WHAT YOU NEED TO DO - Transcribe the material verbatim in full; the pictures do not belong in the copy.

RAW RECORDS -
==*==
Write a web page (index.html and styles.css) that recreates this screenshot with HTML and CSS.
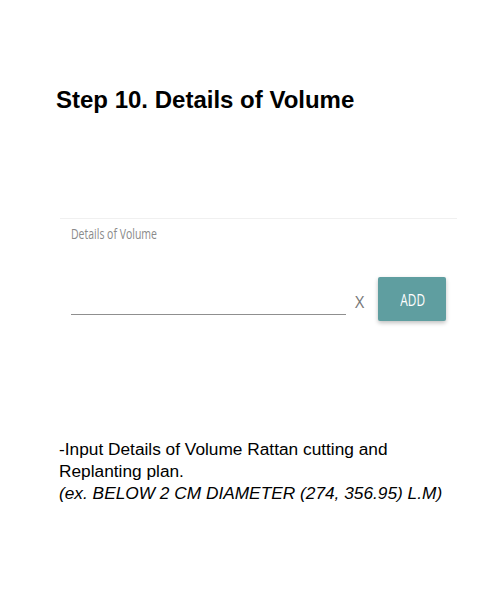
FILE: index.html
```html
<!DOCTYPE html>
<html>
<head>
<meta charset="utf-8">
<link rel="stylesheet" href="styles.css">
</head>
<body>
<div class="page">
  <h1 class="title">Step 10. Details of Volume</h1>
  <div class="card">
    <div class="label"><span>Details of Volume</span></div>
    <div class="row">
      <div class="field"></div>
      <span class="clear">X</span>
      <button class="add"><span>ADD</span></button>
    </div>
  </div>
  <div class="note">
    <p>-Input Details of Volume Rattan cutting and Replanting plan.</p>
    <p class="ex">(ex. BELOW 2 CM DIAMETER (274, 356.95) L.M)</p>
  </div>
</div>
</body>
</html>
```

FILE: styles.css
```css
html, body {
  margin: 0;
  padding: 0;
  background: #fff;
}
.page {
  width: 500px;
  height: 600px;
  box-sizing: border-box;
  padding-top: 86px;
}
.title {
  margin: 0 0 0 56px;
  font-family: "Liberation Sans", Arial, sans-serif;
  font-weight: bold;
  font-size: 24px;
  line-height: 28px;
  color: #000;
}
.card {
  margin: 104px 43px 0 60px;
  border-top: 1px solid #f0f0f0;
  padding: 5px 10px 0 11px;
}
.label {
  font-family: "Open Sans", sans-serif;
  font-size: 15px;
  line-height: 18px;
  color: #8a8a8a;
}
.label span {
  display: inline-block;
  transform: scaleX(0.7);
  transform-origin: left center;
}
.row {
  display: flex;
  align-items: flex-end;
  height: 44px;
  margin-top: 35px;
}
.field {
  width: 275px;
  height: 0;
  border-bottom: 1px solid #8f8f8f;
  margin-bottom: 6px;
}
.clear {
  font-family: "Open Sans", sans-serif;
  font-size: 16px;
  line-height: 20px;
  color: #777;
  margin: 0 14px 9px 9px;
}
.add {
  width: 68px;
  height: 44px;
  border: none;
  border-radius: 2px;
  background: #5f9ea0;
  color: #fff;
  font-family: "Open Sans", sans-serif;
  font-size: 16px;
  line-height: 20px;
  box-shadow: 0 2px 4px rgba(0,0,0,0.25);
  padding: 2px 0 0;
  align-self: flex-start;
}
.add span {
  display: inline-block;
  transform: scaleX(0.74);
}
.note {
  margin: 117px 0 0 59px;
  font-family: "Liberation Sans", Arial, sans-serif;
  font-size: 17.3px;
  line-height: 22px;
  color: #000;
  width: 395px;
}
.note p {
  margin: 0;
}
.ex {
  font-style: italic;
}
```
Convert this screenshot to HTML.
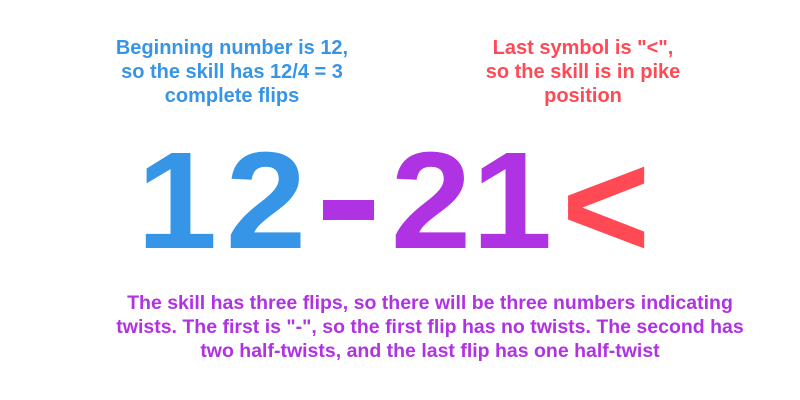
==*==
WRITTEN SOLUTION -
Write a web page (index.html and styles.css) that recreates this screenshot with HTML and CSS.
FILE: index.html
```html
<!DOCTYPE html>
<html>
<head>
<meta charset="utf-8">
<link rel="stylesheet" href="styles.css">
</head>
<body>
<div class="page">
  <h1 class="title">Step 10. Details of Volume</h1>
  <div class="card">
    <div class="label"><span>Details of Volume</span></div>
    <div class="row">
      <div class="field"></div>
      <span class="clear">X</span>
      <button class="add"><span>ADD</span></button>
    </div>
  </div>
  <div class="note">
    <p>-Input Details of Volume Rattan cutting and Replanting plan.</p>
    <p class="ex">(ex. BELOW 2 CM DIAMETER (274, 356.95) L.M)</p>
  </div>
</div>
</body>
</html>
```

FILE: styles.css
```css
html, body {
  margin: 0;
  padding: 0;
  background: #fff;
}
.page {
  width: 500px;
  height: 600px;
  box-sizing: border-box;
  padding-top: 86px;
}
.title {
  margin: 0 0 0 56px;
  font-family: "Liberation Sans", Arial, sans-serif;
  font-weight: bold;
  font-size: 24px;
  line-height: 28px;
  color: #000;
}
.card {
  margin: 104px 43px 0 60px;
  border-top: 1px solid #f0f0f0;
  padding: 5px 10px 0 11px;
}
.label {
  font-family: "Open Sans", sans-serif;
  font-size: 15px;
  line-height: 18px;
  color: #8a8a8a;
}
.label span {
  display: inline-block;
  transform: scaleX(0.7);
  transform-origin: left center;
}
.row {
  display: flex;
  align-items: flex-end;
  height: 44px;
  margin-top: 35px;
}
.field {
  width: 275px;
  height: 0;
  border-bottom: 1px solid #8f8f8f;
  margin-bottom: 6px;
}
.clear {
  font-family: "Open Sans", sans-serif;
  font-size: 16px;
  line-height: 20px;
  color: #777;
  margin: 0 14px 9px 9px;
}
.add {
  width: 68px;
  height: 44px;
  border: none;
  border-radius: 2px;
  background: #5f9ea0;
  color: #fff;
  font-family: "Open Sans", sans-serif;
  font-size: 16px;
  line-height: 20px;
  box-shadow: 0 2px 4px rgba(0,0,0,0.25);
  padding: 2px 0 0;
  align-self: flex-start;
}
.add span {
  display: inline-block;
  transform: scaleX(0.74);
}
.note {
  margin: 117px 0 0 59px;
  font-family: "Liberation Sans", Arial, sans-serif;
  font-size: 17.3px;
  line-height: 22px;
  color: #000;
  width: 395px;
}
.note p {
  margin: 0;
}
.ex {
  font-style: italic;
}
```
Convert this screenshot to HTML.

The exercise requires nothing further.